### COLLECTED DATA
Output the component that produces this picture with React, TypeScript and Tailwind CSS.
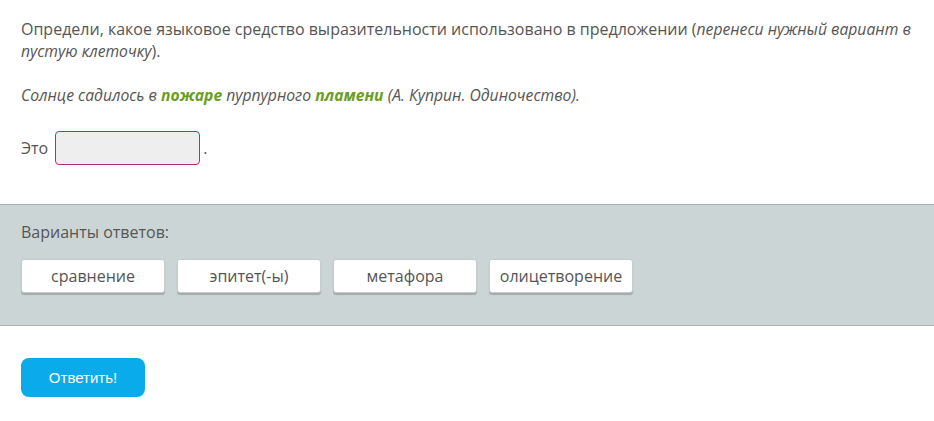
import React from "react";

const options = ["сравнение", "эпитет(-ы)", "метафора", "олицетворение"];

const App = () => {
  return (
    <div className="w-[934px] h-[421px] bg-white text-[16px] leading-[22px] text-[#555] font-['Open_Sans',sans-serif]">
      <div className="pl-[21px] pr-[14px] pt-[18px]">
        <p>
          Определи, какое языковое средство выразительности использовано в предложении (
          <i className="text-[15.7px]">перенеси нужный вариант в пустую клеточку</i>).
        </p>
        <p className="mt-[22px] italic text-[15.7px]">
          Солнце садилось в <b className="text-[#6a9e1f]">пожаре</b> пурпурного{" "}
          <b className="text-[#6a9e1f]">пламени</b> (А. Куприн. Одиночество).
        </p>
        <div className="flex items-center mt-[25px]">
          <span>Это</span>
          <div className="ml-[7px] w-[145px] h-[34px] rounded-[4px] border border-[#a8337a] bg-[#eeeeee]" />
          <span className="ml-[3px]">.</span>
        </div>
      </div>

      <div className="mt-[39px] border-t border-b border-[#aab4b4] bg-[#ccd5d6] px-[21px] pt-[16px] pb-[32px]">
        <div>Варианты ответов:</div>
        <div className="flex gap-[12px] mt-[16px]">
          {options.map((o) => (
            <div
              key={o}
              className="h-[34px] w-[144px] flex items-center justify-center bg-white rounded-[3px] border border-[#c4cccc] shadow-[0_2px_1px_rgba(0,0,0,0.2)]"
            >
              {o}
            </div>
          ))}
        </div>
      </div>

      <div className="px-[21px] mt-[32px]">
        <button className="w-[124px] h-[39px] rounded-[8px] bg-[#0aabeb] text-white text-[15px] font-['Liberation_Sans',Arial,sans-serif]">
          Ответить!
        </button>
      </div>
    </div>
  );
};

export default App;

### EXERCISE AIM
Using the material above, set down every line exactly, but skip the pictures.

### OUTPUT FOR THIS EXERCISE
Output the component that produces this picture with React, TypeScript and Tailwind CSS.
import React from "react";

const options = ["сравнение", "эпитет(-ы)", "метафора", "олицетворение"];

const App = () => {
  return (
    <div className="w-[934px] h-[421px] bg-white text-[16px] leading-[22px] text-[#555] font-['Open_Sans',sans-serif]">
      <div className="pl-[21px] pr-[14px] pt-[18px]">
        <p>
          Определи, какое языковое средство выразительности использовано в предложении (
          <i className="text-[15.7px]">перенеси нужный вариант в пустую клеточку</i>).
        </p>
        <p className="mt-[22px] italic text-[15.7px]">
          Солнце садилось в <b className="text-[#6a9e1f]">пожаре</b> пурпурного{" "}
          <b className="text-[#6a9e1f]">пламени</b> (А. Куприн. Одиночество).
        </p>
        <div className="flex items-center mt-[25px]">
          <span>Это</span>
          <div className="ml-[7px] w-[145px] h-[34px] rounded-[4px] border border-[#a8337a] bg-[#eeeeee]" />
          <span className="ml-[3px]">.</span>
        </div>
      </div>

      <div className="mt-[39px] border-t border-b border-[#aab4b4] bg-[#ccd5d6] px-[21px] pt-[16px] pb-[32px]">
        <div>Варианты ответов:</div>
        <div className="flex gap-[12px] mt-[16px]">
          {options.map((o) => (
            <div
              key={o}
              className="h-[34px] w-[144px] flex items-center justify-center bg-white rounded-[3px] border border-[#c4cccc] shadow-[0_2px_1px_rgba(0,0,0,0.2)]"
            >
              {o}
            </div>
          ))}
        </div>
      </div>

      <div className="px-[21px] mt-[32px]">
        <button className="w-[124px] h-[39px] rounded-[8px] bg-[#0aabeb] text-white text-[15px] font-['Liberation_Sans',Arial,sans-serif]">
          Ответить!
        </button>
      </div>
    </div>
  );
};

export default App;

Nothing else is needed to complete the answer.